▶ [Work required] Find each line containing the string "React" and return it.

▶ [Collected data]
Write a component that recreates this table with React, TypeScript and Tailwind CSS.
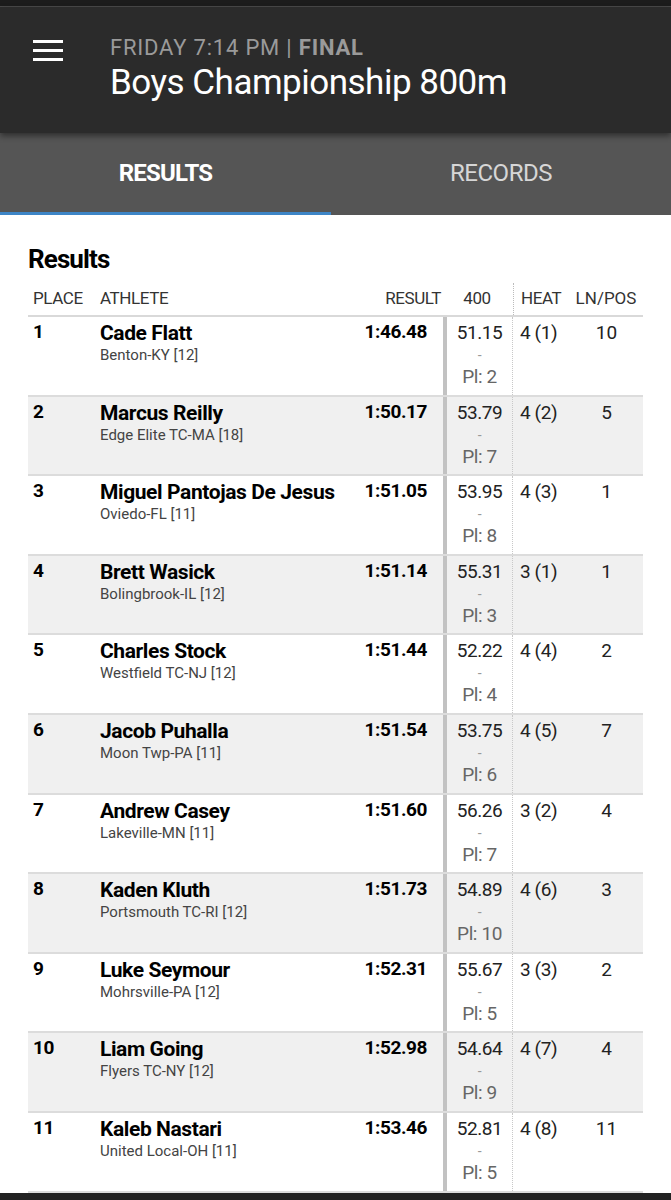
import React from "react";

type Row = {
  place: number;
  name: string;
  team: string;
  result: string;
  split: string;
  pl: number;
  heat: string;
  lane: number;
};

const rows: Row[] = [
  { place: 1, name: "Cade Flatt", team: "Benton-KY [12]", result: "1:46.48", split: "51.15", pl: 2, heat: "4 (1)", lane: 10 },
  { place: 2, name: "Marcus Reilly", team: "Edge Elite TC-MA [18]", result: "1:50.17", split: "53.79", pl: 7, heat: "4 (2)", lane: 5 },
  { place: 3, name: "Miguel Pantojas De Jesus", team: "Oviedo-FL [11]", result: "1:51.05", split: "53.95", pl: 8, heat: "4 (3)", lane: 1 },
  { place: 4, name: "Brett Wasick", team: "Bolingbrook-IL [12]", result: "1:51.14", split: "55.31", pl: 3, heat: "3 (1)", lane: 1 },
  { place: 5, name: "Charles Stock", team: "Westfield TC-NJ [12]", result: "1:51.44", split: "52.22", pl: 4, heat: "4 (4)", lane: 2 },
  { place: 6, name: "Jacob Puhalla", team: "Moon Twp-PA [11]", result: "1:51.54", split: "53.75", pl: 6, heat: "4 (5)", lane: 7 },
  { place: 7, name: "Andrew Casey", team: "Lakeville-MN [11]", result: "1:51.60", split: "56.26", pl: 7, heat: "3 (2)", lane: 4 },
  { place: 8, name: "Kaden Kluth", team: "Portsmouth TC-RI [12]", result: "1:51.73", split: "54.89", pl: 10, heat: "4 (6)", lane: 3 },
  { place: 9, name: "Luke Seymour", team: "Mohrsville-PA [12]", result: "1:52.31", split: "55.67", pl: 5, heat: "3 (3)", lane: 2 },
  { place: 10, name: "Liam Going", team: "Flyers TC-NY [12]", result: "1:52.98", split: "54.64", pl: 9, heat: "4 (7)", lane: 4 },
  { place: 11, name: "Kaleb Nastari", team: "United Local-OH [11]", result: "1:53.46", split: "52.81", pl: 5, heat: "4 (8)", lane: 11 },
];

export default function App() {
  return (
    <div
      className="w-[671px] h-[1200px] overflow-hidden bg-white flex flex-col"
      style={{ fontFamily: "Roboto, 'Liberation Sans', sans-serif" }}
    >
      <div className="shrink-0 h-[6px] bg-[#1c1c1c]" />
      <div className="shrink-0 h-[1px] bg-[#4a4a4a]" />
      <header className="shrink-0 h-[126px] bg-[#2b2b2b] flex items-start relative z-10 shadow-[0_3px_6px_rgba(0,0,0,0.45)]">
        <div className="pl-[33px] pt-[33px] w-[110px]">
          <div className="flex flex-col gap-[6px] w-[30px]">
            <span className="h-[3px] bg-white" />
            <span className="h-[3px] bg-white" />
            <span className="h-[3px] bg-white" />
          </div>
        </div>
        <div className="pt-[27px]">
          <div className="text-[22px] leading-[28px] text-[#9a9a9a] tracking-[0.8px]">
            FRIDAY 7:14 PM | <span className="font-bold">FINAL</span>
          </div>
          <div className="text-[35px] leading-[42px] text-white tracking-[-0.5px]">
            Boys Championship 800m
          </div>
        </div>
      </header>
      <nav className="shrink-0 h-[82px] bg-[#555555] flex relative">
        <div className="w-[331px] flex flex-col">
          <div className="flex-1 flex items-center justify-center text-[24px] font-bold text-white tracking-[-0.8px]">
            RESULTS
          </div>
          <div className="h-[3px] bg-[#3d85c6]" />
        </div>
        <div className="flex-1 flex items-center justify-center text-[24px] text-[#d6d6d6] tracking-[-0.5px] pb-[3px]">
          RECORDS
        </div>
      </nav>
      <main className="shrink-0 px-[28px] pt-[29px]">
        <h2 className="text-[26px] leading-[30px] font-bold text-black tracking-[-0.9px]">Results</h2>
        <div className="w-[615px] mt-[9px]">
          <div className="flex h-[34px] items-center border-b-2 border-[#d9d9d9] text-[17px] text-[#333] tracking-[-0.4px]">
            <div className="w-[72px] pl-[5px]">PLACE</div>
            <div className="flex-1">ATHLETE</div>
            <div className="w-[100px] text-right">RESULT</div>
            <div className="w-[72px] text-center">400</div>
            <div className="w-[56px] h-full flex items-center pl-[7px] border-l border-dotted border-[#bbb]">HEAT</div>
            <div className="w-[74px] text-center tracking-[0px]">LN/POS</div>
          </div>
          {rows.map((r, i) => (
            <div
              key={r.place}
              className={`flex h-[79.6px] border-b-2 border-[#dcdcdc] ${i % 2 === 1 ? "bg-[#f0f0f0]" : "bg-white"}`}
            >
              <div className="w-[72px] pl-[5px] pt-[3px] text-[19px] leading-[24px] font-bold text-black tracking-[-0.4px]">{r.place}</div>
              <div className="flex-1 pt-[3px]">
                <div className="text-[21px] leading-[26px] font-bold text-black whitespace-nowrap tracking-[-0.4px]">{r.name}</div>
                <div className="text-[15px] leading-[18px] text-[#444] whitespace-nowrap">{r.team}</div>
              </div>
              <div className="w-[82px] text-right pr-[16px] pt-[3px] text-[19px] leading-[24px] font-bold text-black tracking-[-0.4px]">{r.result}</div>
              <div className="w-[4px] bg-[#c2c2c2]" />
              <div className="w-[65px] flex flex-col items-center pt-[4px] text-[#222] tracking-[-0.4px]">
                <div className="text-[19px] leading-[24px]">{r.split}</div>
                <div className="text-[14px] leading-[20px] text-[#999]">-</div>
                <div className="text-[19px] leading-[24px] text-[#666]">Pl: {r.pl}</div>
              </div>
              <div className="w-[58px] pl-[7px] pt-[4px] text-[19px] leading-[24px] text-[#222] border-l border-dotted border-[#c8c8c8] tracking-[-0.4px]">
                {r.heat}
              </div>
              <div className="w-[73px] text-center pt-[4px] text-[19px] leading-[24px] text-[#222]">{r.lane}</div>
            </div>
          ))}
        </div>
      </main>
      <div className="mt-auto shrink-0 h-[7px] bg-[#222]" />
    </div>
  );
}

▶ [Output below]
Write a component that recreates this table with React, TypeScript and Tailwind CSS.
import React from "react";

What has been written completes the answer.